The Border Watch
- The cover of The Border Watch (c. 2012)
- Type: Newspaper
- Format: Tabloid
- Owner: TBW Today Pty Ltd
- Founder: A F Laurie
- News editor: Elisabeth Champion
- Founded: April 26, 1861; 164 years ago
- Language: English
- Headquarters: Level 1, 1 Commercial Street East Mount Gambier, South Australia
- City: Mount Gambier
- Country: Australia
- ISSN: 1329-5195
- Website: borderwatch.com.au

= The Border Watch =

Newspaper in South Australia

The Border Watch is an Australian newspaper based in Mount Gambier, South Australia, as of October 2020 owned by TBW Today Pty Ltd. The paper services Mount Gambier, the South Australian Limestone Coast, and parts of Western Victoria. It is the oldest and largest regional newspaper in South Australia. After 159 years of publishing the newspaper (along with sister publications The Pennant and the South Eastern Times) was briefly discontinued on 21 August 2020. However, The Border Watch resumed operation, under a consortium of new publishing owners, in an initial weekly format on 16 October 2020.

==History==
The Border Watch was first published on 26 April 1861 by proprietor and editor Andrew Frederick Laurie (1843–1920), aided by his brother Park Laurie (1846–1928) and their mother, the widow of the Rev. Alexander Laurie, first Presbyterian minister of nearby Portland, Victoria. It started as a 4-page, single broadsheet weekly in Gambierton, as Mount Gambier township was then known. John Watson (ca.1842 – 13 December 1925) joined in 1863 as editor, and he and A. F. Laurie as publisher managed the company for the next 50 years. Laurie was president of the Mount Gambier Racing Club from its inception and Watson was Mount Gambier's first mayor. Laurie and Watson founded The Narracoorte Herald in 1875, run initially by Archibald Caldwell and John Baxter Mather, and taken over in 1880 by Mather and George Ash.
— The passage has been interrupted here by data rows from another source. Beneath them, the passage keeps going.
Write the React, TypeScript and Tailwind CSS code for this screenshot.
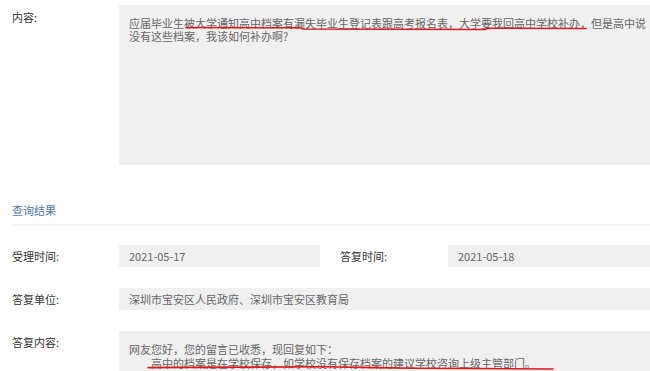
export default function App() {
    return (
        <div className="relative w-[650px] h-[371px] overflow-hidden bg-white font-['Noto_Sans_CJK_SC','Noto_Sans',sans-serif] text-[11px] leading-[13px]">
            <div className="flex pt-[5px]">
                <div className="w-[119px] shrink-0 pl-3 pt-[6px] text-[#333]">内容:</div>
                <div className="h-[160px] flex-1 bg-[#f0f0f0] pl-[10px] pr-[2px] pt-3 text-[#666]">
                    应届毕业生被大学通知高中档案有漏失毕业生登记表跟高考报名表，大学要我回高中学校补办，但是高中说没有这些档案，我该如何补办啊?
                </div>
            </div>

            <div className="mt-[39px] pl-3 text-[#4a7ab5]">查询结果</div>
            <div className="ml-3 mt-[7px] h-[2px] bg-[#f6f6f6]" />

            <div className="mt-[19px] flex h-[22px] items-center">
                <div className="w-[119px] shrink-0 pl-3 text-[#333]">受理时间:</div>
                <div className="flex h-full w-[201px] shrink-0 items-center bg-[#f0f0f0] pl-[10px] text-[#666]">2021-05-17</div>
                <div className="ml-[20px] w-[108px] shrink-0 text-[#333]">答复时间:</div>
                <div className="flex h-full flex-1 items-center bg-[#f0f0f0] pl-[10px] text-[#666]">2021-05-18</div>
            </div>

            <div className="mt-[21px] flex h-[22px] items-center">
                <div className="w-[119px] shrink-0 pl-3 text-[#333]">答复单位:</div>
                <div className="flex h-full flex-1 items-center bg-[#f0f0f0] pl-[10px] text-[#666]">
                    深圳市宝安区人民政府、深圳市宝安区教育局
                </div>
            </div>

            <div className="mt-[21px] flex">
                <div className="w-[119px] shrink-0 pl-3 pt-[5px] text-[#333]">答复内容:</div>
                <div className="h-[60px] flex-1 bg-[#f0f0f0] px-[10px] pt-[11px] leading-[14px] text-[#666]">
                    <div>网友您好，您的留言已收悉，现回复如下：</div>
                    <div>　　高中的档案是在学校保存，如学校没有保存档案的建议学校咨询上级主管部门。</div>
                </div>
            </div>

            <svg className="pointer-events-none absolute inset-0" width="650" height="371" viewBox="0 0 650 371">
                <path
                    d="M186 27.5 L300 27.8 L303 29 L485 29.5 L488 28.2 L586 28.5"
                    fill="none"
                    stroke="#e01818"
                    strokeWidth="1.6"
                    strokeLinecap="round"
                />
                <path
                    d="M148 367.6 L178 367.4 L325 366.8 L375 367.6 L418 368.3 L553 369"
                    fill="none"
                    stroke="#e01818"
                    strokeWidth="1.6"
                    strokeLinecap="round"
                />
            </svg>
        </div>
    );
}
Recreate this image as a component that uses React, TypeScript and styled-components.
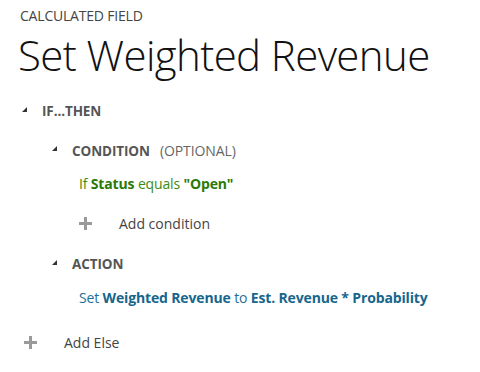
import styled, { createGlobalStyle } from "styled-components";

const Global = createGlobalStyle`
  body {
    margin: 0;
    background: #fff;
    font-family: "Open Sans", "Noto Sans", sans-serif;
  }
`;

const Page = styled.div`
  width: 480px;
  height: 372px;
  padding: 6px 0 0 20px;
  box-sizing: border-box;
  overflow: hidden;
`;

const Kicker = styled.div`
  font-size: 14px;
  line-height: 20px;
  color: #444;
  letter-spacing: -0.2px;
`;

const Title = styled.h1`
  margin: 4px 0 0 -2px;
  font-size: 42px;
  font-weight: 300;
  line-height: 50px;
  color: #111;
  letter-spacing: -0.6px;
`;

const Block = styled.div<{ $indent: number }>`
  display: flex;
  flex-direction: column;
  padding-left: ${(p) => p.$indent}px;
`;

const Head = styled.div`
  display: flex;
  align-items: center;
  height: 20px;
  gap: 15px;
`;

const Caret = styled.span`
  width: 0;
  height: 0;
  border-left: 5px solid transparent;
  border-bottom: 5px solid #333;
  margin-top: -4px;
`;

const Label = styled.span`
  font-size: 13.5px;
  font-weight: 700;
  color: #555;
  letter-spacing: -0.1px;
`;

const Hint = styled.span`
  font-size: 14px;
  font-weight: 400;
  color: #666;
  margin-left: 10px;
`;

const Rule = styled.div<{ $tone: "green" | "blue" }>`
  font-size: 14px;
  line-height: 20px;
  color: ${(p) => (p.$tone === "green" ? "#3c8c14" : "#1f6f98")};
  letter-spacing: -0.15px;

  b {
    font-weight: 700;
    color: ${(p) => (p.$tone === "green" ? "#2a7a08" : "#16668d")};
  }
`;

const AddRow = styled.div<{ $gap: number }>`
  display: flex;
  align-items: center;
  gap: ${(p) => p.$gap}px;
  height: 20px;
  font-size: 14px;
  color: #444;
`;

const Plus = () => (
  <svg width="13" height="13" viewBox="0 0 13 13">
    <rect x="5" y="0" width="3" height="13" fill="#9a9a9a" />
    <rect x="0" y="5" width="13" height="3" fill="#9a9a9a" />
  </svg>
);

export default function App() {
  return (
    <>
      <Global />
      <Page>
        <Kicker>CALCULATED FIELD</Kicker>
        <Title>Set Weighted Revenue</Title>
        <Block $indent={2} style={{ marginTop: 21 }}>
          <Head>
            <Caret />
            <Label>IF...THEN</Label>
          </Head>
          <Block $indent={30} style={{ marginTop: 19 }}>
            <Head>
              <Caret />
              <Label>
                CONDITION<Hint>(OPTIONAL)</Hint>
              </Label>
            </Head>
            <Block $indent={27} style={{ marginTop: 14, gap: 19 }}>
              <Rule $tone="green">
                If <b>Status</b> equals <b>"Open"</b>
              </Rule>
              <AddRow $gap={27}>
                <Plus />
                <span>Add condition</span>
              </AddRow>
            </Block>
          </Block>
          <Block $indent={30} style={{ marginTop: 21 }}>
            <Head>
              <Caret />
              <Label>ACTION</Label>
            </Head>
            <Block $indent={27} style={{ marginTop: 14 }}>
              <Rule $tone="blue">
                Set <b>Weighted Revenue</b> to <b>Est. Revenue * Probability</b>
              </Rule>
            </Block>
          </Block>
        </Block>
        <AddRow $gap={27} style={{ marginTop: 24, paddingLeft: 4 }}>
          <Plus />
          <span>Add Else</span>
        </AddRow>
      </Page>
    </>
  );
}
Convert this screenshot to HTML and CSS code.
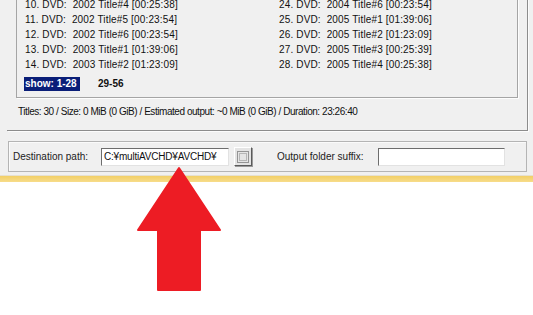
FILE: index.html
```html
<!DOCTYPE html>
<html>
<head>
    <title>multiAVCHD</title>
    <meta name="viewport" content="width=device-width, initial-scale=1">
    <link rel="stylesheet" href="styles.css">
</head>
<body>
    <div class="window">
        <div class="tab-panel">
            <div class="title-list">
                <div class="columns">
                    <ul class="col">
                        <li>10. DVD:&nbsp; 2002 Title#4 [00:25:38]</li>
                        <li>11. DVD:&nbsp; 2002 Title#5 [00:23:54]</li>
                        <li>12. DVD:&nbsp; 2002 Title#6 [00:23:54]</li>
                        <li>13. DVD:&nbsp; 2003 Title#1 [01:39:06]</li>
                        <li>14. DVD:&nbsp; 2003 Title#2 [01:23:09]</li>
                    </ul>
                    <ul class="col">
                        <li>24. DVD:&nbsp; 2004 Title#6 [00:23:54]</li>
                        <li>25. DVD:&nbsp; 2005 Title#1 [01:39:06]</li>
                        <li>26. DVD:&nbsp; 2005 Title#2 [01:23:09]</li>
                        <li>27. DVD:&nbsp; 2005 Title#3 [00:25:39]</li>
                        <li>28. DVD:&nbsp; 2005 Title#4 [00:25:38]</li>
                    </ul>
                </div>
                <div class="pages">
                    <span class="page current">show: 1-28</span>
                    <span class="page">29-56</span>
                </div>
            </div>
            <p class="summary">Titles: 30 / Size: 0 MiB (0 GiB) / Estimated output: ~0 MiB (0 GiB) / Duration: 23:26:40</p>
        </div>

        <div class="dest-group">
            <label class="dest-label">Destination path:</label>
            <input class="field dest-field" type="text" value="C:&yen;multiAVCHD&yen;AVCHD&yen;">
            <button class="browse" type="button">
                <svg width="12" height="12" viewBox="0 0 12 12">
                    <rect x="0.5" y="0.5" width="11" height="11" fill="none" stroke="#444" stroke-width="1" stroke-dasharray="1 1"/>
                    <rect x="2.5" y="2.5" width="7" height="7" fill="none" stroke="#888" stroke-width="1" stroke-dasharray="1 1"/>
                </svg>
            </button>
            <label class="suffix-label">Output folder suffix:</label>
            <input class="field suffix-field" type="text" value="">
        </div>
        <div class="stripe"></div>
    </div>

    <!-- red arrow pointing at the destination path -->
    <svg class="arrow" width="533" height="315" viewBox="0 0 533 315">
        <polygon points="179,168 220,230 200,230 200,290 158,290 158,230 138,230"
                 fill="#ed1c24" stroke="#ed1c24" stroke-width="2" stroke-linejoin="round"/>
    </svg>
</body>
</html>
```

FILE: styles.css
```css
body {
    margin: 0;
    background: #ffffff;
    font-family: "Liberation Sans", Arial, sans-serif;
    font-size: 10px;
    color: #111;
    overflow: hidden;
}
.window {
    background: #f0f0f0;
    overflow: hidden;
}
.tab-panel {
    margin-left: 7px;
    width: 502px;
    padding: 0 9px 11px 9px;
    border-right: 1px solid #8c8c8c;
    border-bottom: 1px solid #8c8c8c;
    box-shadow: 1px 1px 0 #fcfcfc;
}
.title-list {
    margin-top: -9px;
    width: 500px;
    padding: 5px 0 6px 0;
    border: 1px solid #a5a5a5;
    box-shadow: 1px 1px 0 #fdfdfd;
}
.columns {
    display: grid;
    grid-template-columns: 254px 1fr;
}
.col {
    list-style: none;
    margin: 0;
    padding: 0 0 0 8px;
    letter-spacing: 0.15px;
}
.col li {
    height: 15px;
    line-height: 15px;
    white-space: pre;
}
.pages {
    display: flex;
    gap: 17px;
    margin-top: 5px;
    padding-left: 7px;
}
.page {
    font-weight: bold;
    height: 14px;
    line-height: 14px;
    padding: 0 1px;
}
.page.current {
    background: #0a1e78;
    color: #fff;
    width: 54px;
}
.summary {
    margin: 7px 0 0 2px;
    height: 14px;
    line-height: 14px;
    letter-spacing: -0.45px;
}
.dest-group {
    display: flex;
    align-items: center;
    margin: 10px 0 0 8px;
    width: 513px;
    padding: 5px 0 5px 4px;
    border: 1px solid #b4b4b4;
    box-shadow: inset 1px 1px 0 #fafafa;
    color: #222;
}
.dest-label {
    width: 88px;
}
.field {
    box-sizing: border-box;
    height: 18px;
    margin: 0;
    padding: 0 2px;
    border: 1px solid #e2e2e2;
    border-top-color: #6d6d6d;
    border-left-color: #6d6d6d;
    background: #fff;
    font-family: inherit;
    font-size: 10px;
    letter-spacing: -0.2px;
    color: #111;
}
.dest-field {
    width: 128px;
}
.browse {
    box-sizing: border-box;
    width: 18px;
    height: 19px;
    margin: 0 0 0 5px;
    padding: 0;
    display: flex;
    align-items: center;
    justify-content: center;
    background: #e4e4e4;
    border: 1px solid #fff;
    border-right-color: #5a5a5a;
    border-bottom-color: #5a5a5a;
    box-shadow: 1px 1px 0 #9a9a9a;
}
.suffix-label {
    margin-left: 25px;
    width: 101px;
}
.suffix-field {
    width: 127px;
}
.stripe {
    margin-top: 3px;
    height: 6px;
    border-top: 1px solid #e6e0d0;
    background: linear-gradient(#f2cf66, #f7dc8a);
}
.arrow {
    position: absolute;
    left: 0;
    top: 0;
    pointer-events: none;
}
```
The newspaper went on to incorporate two rivals: the biweekly Mount Gambier Standard (3 May 1866 – 1874), and the South Eastern Star (2 October 1877 – 13 October 1930), which had been run by James Fletcher Jones. It also owned and printed the weekly newspaper The Pennant, which services Penola and district, and the South Eastern Times at Millicent.

The newspaper was eventually bought by transport businessman, Alan Scott in 1977. In 2006, prominent editorial staff resigned or took leave due to the perceived interference of the newspaper's owner. Scott died in 2008 and the business remained in the family as part of The Border Watch Media Group (which also controlled The Pennant and the South Eastern Times). On 21 August 2020, as a result of losses due to the pandemic, all three newspapers were discontinued with the loss of 38 jobs.

However, a revitalised The Border Watch later announced on 24 September that it would return to print, initially in a weekly format, from 16 October 2020. The new owner, TBW Today Pty Ltd, represents a partnership of independent newspaper owners from South Australia (i.e. Andrew Manuel of the Plains Producer), Victoria, and a Queensland media consultant.

On 26 April 2021, The Border Watch celebrated its 160th anniversary.

On 26 April 2026, The Border Watch celebrated its 165th anniversary.

==Awards==
It won the "Best Newspaper" category in the South Australian Country Press Awards in 2004, 2010, 2011, 2012, 2013 and 2018, as well as 2021.